Dlaczego Teo Tomczuk pierwotnie nie znalazł się w finale?
Wokalista nie spełnił jednego z wymogów formalnych – podczas zgłoszenia do preselekcji nie posiadał jeszcze polskiego obywatelstwa, choć był w trakcie jego odzyskiwania. To zadecydowało o jego wykluczeniu. Dopiero 16 stycznia 2025 r. otrzymał obywatelstwo z rąk Prezydenta RP, co pozwoliło mu dołączyć do konkursu.
Kontrowersje wokół Teo Tomczuka
Decyzja TVP budzi spore kontrowersje, mimo że jest zgodna z regulaminem. Eksperci i fani Eurowizji mają wiele wątpliwości. Maciej Błażewicz, który prowadzi bloga „Dziennik Eurowizyjny”, zwraca uwagę, że TVP była wcześniej oskarżana o nieprzejrzyste decyzje.
– Nie dziwię się, że nikt teraz nie ufa telewizji, która na półtora tygodnia przed finałem dodaje jednego uczestnika, nawet jeśli intencje były dobre. […] Jest mi przykro, że po raz kolejny konkurs pełen jest negatywnych komentarzy z powodu działań organizatorów. Nigdy nie wyjdziemy z dołka, jeżeli konkurs będzie traktowany przez nadawcę w taki sposób – komentuje.
Mieszko Czerniakowski, inny ekspert, przypomina, że wcześniej Sara James nie otrzymała zgody na zmianę utworu, co w kontekście obecnych wydarzeń budzi kontrowersje.
– Ze strony formalnej Telewizja Polska miała prawo przyznać kartę uczestnictwa wokaliście, bo tak mówi regulamin. Decyzja jest zaskakująca, gdy zestawimy ją z brakiem zgody dla Sary James na zmianę utworu. Wtedy telewizja również postąpiła właściwie z punktu widzenia regulaminu, ale mogła wokalistce przyznać dziką kartę – zaznaczył.
Internauci nie kryją swojego oburzenia pod postem z ogłoszeniem nowego uczestnika polskich preselekcji na mediach społecznościowych.
– Coooo?
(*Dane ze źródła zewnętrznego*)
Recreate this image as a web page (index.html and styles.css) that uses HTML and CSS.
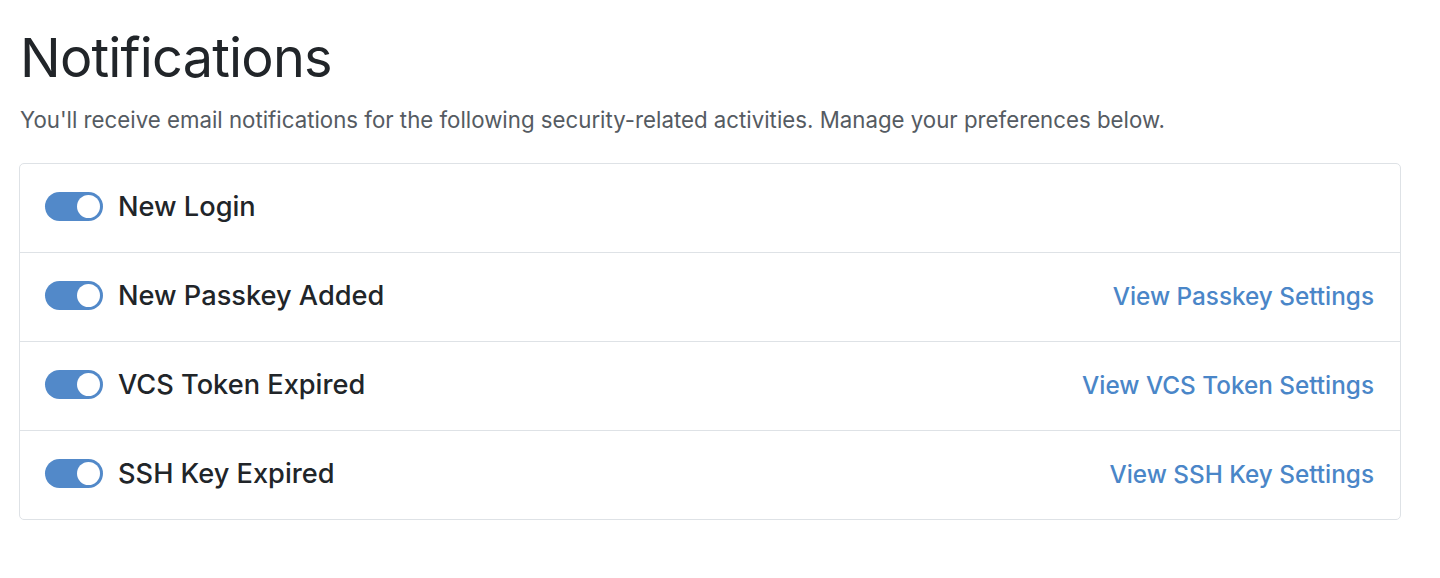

Czemu tak późno, 11 dni przed preselekcjami dali dziką kartę? To trochę nie fair.
– W takim razie Sara również powinna dostać pozwolenie na zgłoszenie innej piosenki.
– No niestety, bardzo słabe zagranie TVP. Miało być transparentnie, a tu nagle ktoś wyskakuje z 'kartą uczestnictwa’ dla utworu, który jest kolejną balladą w stawce – dziwne, bardzo.
Artur Orzech, wieloletni komentator Eurowizji, unika komentarzy na temat decyzji TVP. Dziennikarz odmówił portalowi „Jastrząb Post” odpowiedzi na pytania dotyczące Teo Tomczuka i skierował dziennikarzy do rzecznika prasowego stacji.
Kiedy Eurowizja 2025?
Zeszłoroczna Eurowizja zakończyła się zwycięstwem Szwajcarii, którą reprezentował Nemo z utworem „The Code”. Dzięki temu 69. Konkurs Piosenki Eurowizji odbędzie się w Bazylei. Półfinały zaplanowano na 13 i 15 maja 2025 roku, natomiast wielki finał odbędzie się 17 maja.